DATA LINES →

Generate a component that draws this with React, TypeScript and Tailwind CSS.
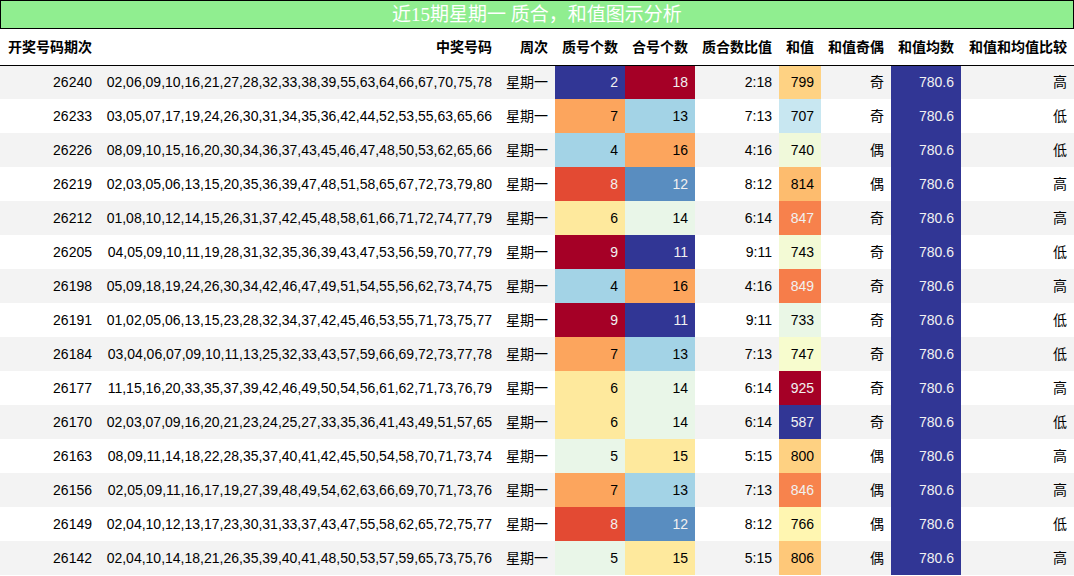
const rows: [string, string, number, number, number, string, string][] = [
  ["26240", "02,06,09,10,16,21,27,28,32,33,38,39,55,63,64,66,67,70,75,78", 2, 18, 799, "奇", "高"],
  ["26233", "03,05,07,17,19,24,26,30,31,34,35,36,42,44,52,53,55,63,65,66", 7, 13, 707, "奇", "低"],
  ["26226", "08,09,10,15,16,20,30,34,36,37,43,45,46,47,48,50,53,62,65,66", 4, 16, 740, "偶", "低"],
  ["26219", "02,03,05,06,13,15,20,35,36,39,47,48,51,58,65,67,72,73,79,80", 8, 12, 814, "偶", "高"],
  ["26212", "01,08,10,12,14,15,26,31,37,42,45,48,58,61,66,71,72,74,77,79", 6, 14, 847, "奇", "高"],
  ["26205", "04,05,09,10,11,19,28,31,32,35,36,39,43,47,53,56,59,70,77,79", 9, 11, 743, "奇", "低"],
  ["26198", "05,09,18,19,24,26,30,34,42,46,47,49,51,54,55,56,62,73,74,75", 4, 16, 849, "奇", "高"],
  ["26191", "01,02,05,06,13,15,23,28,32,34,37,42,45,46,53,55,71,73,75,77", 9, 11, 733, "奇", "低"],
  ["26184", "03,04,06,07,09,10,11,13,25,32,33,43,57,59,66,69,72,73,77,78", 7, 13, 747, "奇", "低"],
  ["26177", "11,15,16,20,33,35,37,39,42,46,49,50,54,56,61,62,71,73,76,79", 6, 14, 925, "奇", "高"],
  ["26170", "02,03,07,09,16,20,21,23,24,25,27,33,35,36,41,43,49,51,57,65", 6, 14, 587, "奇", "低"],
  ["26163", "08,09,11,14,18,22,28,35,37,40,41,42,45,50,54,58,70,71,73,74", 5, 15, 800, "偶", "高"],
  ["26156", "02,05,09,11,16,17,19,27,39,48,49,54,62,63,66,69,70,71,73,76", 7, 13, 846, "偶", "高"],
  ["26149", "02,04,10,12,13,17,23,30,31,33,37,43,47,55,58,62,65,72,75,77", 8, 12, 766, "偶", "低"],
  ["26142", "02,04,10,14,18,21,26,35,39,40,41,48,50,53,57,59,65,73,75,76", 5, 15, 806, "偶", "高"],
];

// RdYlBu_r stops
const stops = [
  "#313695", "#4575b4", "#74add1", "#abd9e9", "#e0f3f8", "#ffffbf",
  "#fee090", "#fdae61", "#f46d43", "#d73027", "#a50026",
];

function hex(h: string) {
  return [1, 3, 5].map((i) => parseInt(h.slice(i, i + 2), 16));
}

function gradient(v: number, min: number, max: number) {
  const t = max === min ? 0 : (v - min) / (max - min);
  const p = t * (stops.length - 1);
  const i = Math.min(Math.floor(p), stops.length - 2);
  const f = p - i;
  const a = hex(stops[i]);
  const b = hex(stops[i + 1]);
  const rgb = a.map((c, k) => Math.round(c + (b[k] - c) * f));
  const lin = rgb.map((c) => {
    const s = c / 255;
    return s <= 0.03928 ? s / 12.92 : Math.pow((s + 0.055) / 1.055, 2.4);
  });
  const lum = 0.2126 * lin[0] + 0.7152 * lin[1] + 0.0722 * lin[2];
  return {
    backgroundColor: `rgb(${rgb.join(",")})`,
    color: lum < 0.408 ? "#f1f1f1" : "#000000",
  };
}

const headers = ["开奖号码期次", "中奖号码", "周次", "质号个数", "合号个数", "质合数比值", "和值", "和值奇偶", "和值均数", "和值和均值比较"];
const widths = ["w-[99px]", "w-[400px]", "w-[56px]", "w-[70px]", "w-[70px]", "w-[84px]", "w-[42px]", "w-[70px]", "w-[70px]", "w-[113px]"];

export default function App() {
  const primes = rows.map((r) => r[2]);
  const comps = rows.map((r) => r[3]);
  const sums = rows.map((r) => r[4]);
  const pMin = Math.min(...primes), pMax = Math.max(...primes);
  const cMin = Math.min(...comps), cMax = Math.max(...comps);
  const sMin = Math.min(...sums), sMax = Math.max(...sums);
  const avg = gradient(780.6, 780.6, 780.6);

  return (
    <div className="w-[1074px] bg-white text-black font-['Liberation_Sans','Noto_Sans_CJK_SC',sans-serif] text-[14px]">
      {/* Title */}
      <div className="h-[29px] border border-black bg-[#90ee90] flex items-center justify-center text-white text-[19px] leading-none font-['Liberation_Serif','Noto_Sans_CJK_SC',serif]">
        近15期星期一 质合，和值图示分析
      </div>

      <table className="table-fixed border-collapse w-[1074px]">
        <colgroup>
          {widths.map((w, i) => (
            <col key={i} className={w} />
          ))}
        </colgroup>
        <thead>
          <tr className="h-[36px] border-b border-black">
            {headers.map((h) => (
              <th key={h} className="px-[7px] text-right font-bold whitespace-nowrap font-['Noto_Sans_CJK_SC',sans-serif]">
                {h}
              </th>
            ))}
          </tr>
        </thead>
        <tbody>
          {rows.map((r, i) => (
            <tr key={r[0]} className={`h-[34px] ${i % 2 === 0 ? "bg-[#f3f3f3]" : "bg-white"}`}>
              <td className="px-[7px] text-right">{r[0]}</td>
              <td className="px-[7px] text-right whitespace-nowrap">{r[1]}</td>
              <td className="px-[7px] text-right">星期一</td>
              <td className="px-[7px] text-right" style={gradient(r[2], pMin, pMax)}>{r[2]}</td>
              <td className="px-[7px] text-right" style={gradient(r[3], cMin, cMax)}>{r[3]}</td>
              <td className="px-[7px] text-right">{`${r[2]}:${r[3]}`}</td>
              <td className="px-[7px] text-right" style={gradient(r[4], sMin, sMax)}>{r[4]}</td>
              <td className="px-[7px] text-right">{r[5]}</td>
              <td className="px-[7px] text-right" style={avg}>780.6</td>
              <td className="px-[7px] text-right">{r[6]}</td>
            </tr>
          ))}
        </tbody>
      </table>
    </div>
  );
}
---
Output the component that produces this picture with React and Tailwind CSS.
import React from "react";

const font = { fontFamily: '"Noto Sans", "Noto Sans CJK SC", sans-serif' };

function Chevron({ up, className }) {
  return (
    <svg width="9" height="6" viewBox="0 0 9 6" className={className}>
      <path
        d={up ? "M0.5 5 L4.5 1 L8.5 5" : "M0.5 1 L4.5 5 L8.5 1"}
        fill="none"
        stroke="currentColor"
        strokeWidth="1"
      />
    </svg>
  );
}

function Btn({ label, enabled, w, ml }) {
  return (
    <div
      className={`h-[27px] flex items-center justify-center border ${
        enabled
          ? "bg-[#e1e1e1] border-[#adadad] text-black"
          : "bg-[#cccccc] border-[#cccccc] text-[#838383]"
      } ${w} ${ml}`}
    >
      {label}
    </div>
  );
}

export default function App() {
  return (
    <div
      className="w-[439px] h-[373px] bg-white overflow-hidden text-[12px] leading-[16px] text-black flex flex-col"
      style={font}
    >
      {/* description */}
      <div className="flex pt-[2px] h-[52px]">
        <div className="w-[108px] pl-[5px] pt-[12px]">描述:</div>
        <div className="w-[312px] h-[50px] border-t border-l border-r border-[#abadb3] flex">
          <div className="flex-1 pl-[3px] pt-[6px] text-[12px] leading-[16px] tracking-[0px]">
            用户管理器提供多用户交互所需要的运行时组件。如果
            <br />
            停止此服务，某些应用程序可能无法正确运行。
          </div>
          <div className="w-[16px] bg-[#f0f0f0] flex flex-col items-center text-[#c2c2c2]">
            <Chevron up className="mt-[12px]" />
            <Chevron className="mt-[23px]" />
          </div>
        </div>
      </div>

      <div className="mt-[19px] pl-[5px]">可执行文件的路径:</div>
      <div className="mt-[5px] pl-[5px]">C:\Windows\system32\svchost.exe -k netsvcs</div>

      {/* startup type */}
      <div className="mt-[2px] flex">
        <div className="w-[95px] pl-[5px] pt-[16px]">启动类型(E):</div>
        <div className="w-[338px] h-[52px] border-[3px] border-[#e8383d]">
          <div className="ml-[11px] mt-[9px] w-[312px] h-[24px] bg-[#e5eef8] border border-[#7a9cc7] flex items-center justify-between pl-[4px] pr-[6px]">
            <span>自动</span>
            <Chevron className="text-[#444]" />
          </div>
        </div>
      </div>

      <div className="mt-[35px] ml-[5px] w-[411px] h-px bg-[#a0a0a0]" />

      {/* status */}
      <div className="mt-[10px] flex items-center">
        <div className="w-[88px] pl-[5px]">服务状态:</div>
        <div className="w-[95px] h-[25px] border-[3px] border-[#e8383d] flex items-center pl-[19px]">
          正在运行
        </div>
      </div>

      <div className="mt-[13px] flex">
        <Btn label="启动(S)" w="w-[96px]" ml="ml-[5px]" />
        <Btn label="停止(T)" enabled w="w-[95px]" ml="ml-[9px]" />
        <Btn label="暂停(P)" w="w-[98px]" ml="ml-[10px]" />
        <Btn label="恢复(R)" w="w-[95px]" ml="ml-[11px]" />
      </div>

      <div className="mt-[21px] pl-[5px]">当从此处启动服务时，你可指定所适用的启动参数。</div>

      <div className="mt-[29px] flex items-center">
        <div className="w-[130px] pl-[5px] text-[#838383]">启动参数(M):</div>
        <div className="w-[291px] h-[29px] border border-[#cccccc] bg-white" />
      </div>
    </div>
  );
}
...
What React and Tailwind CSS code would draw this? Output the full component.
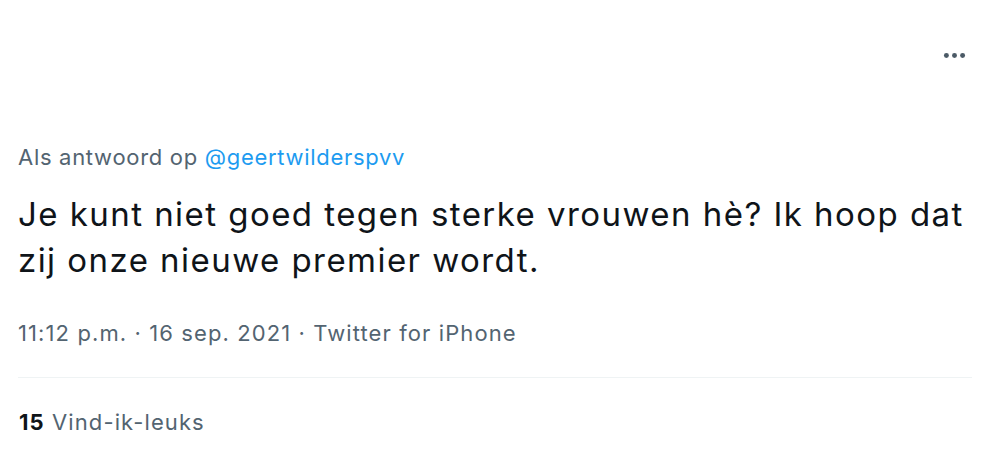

EXERCISE TASK →
How many lines of these entries hold the string "this"? Answer with the number alone.

SOLVED EXERCISE →
3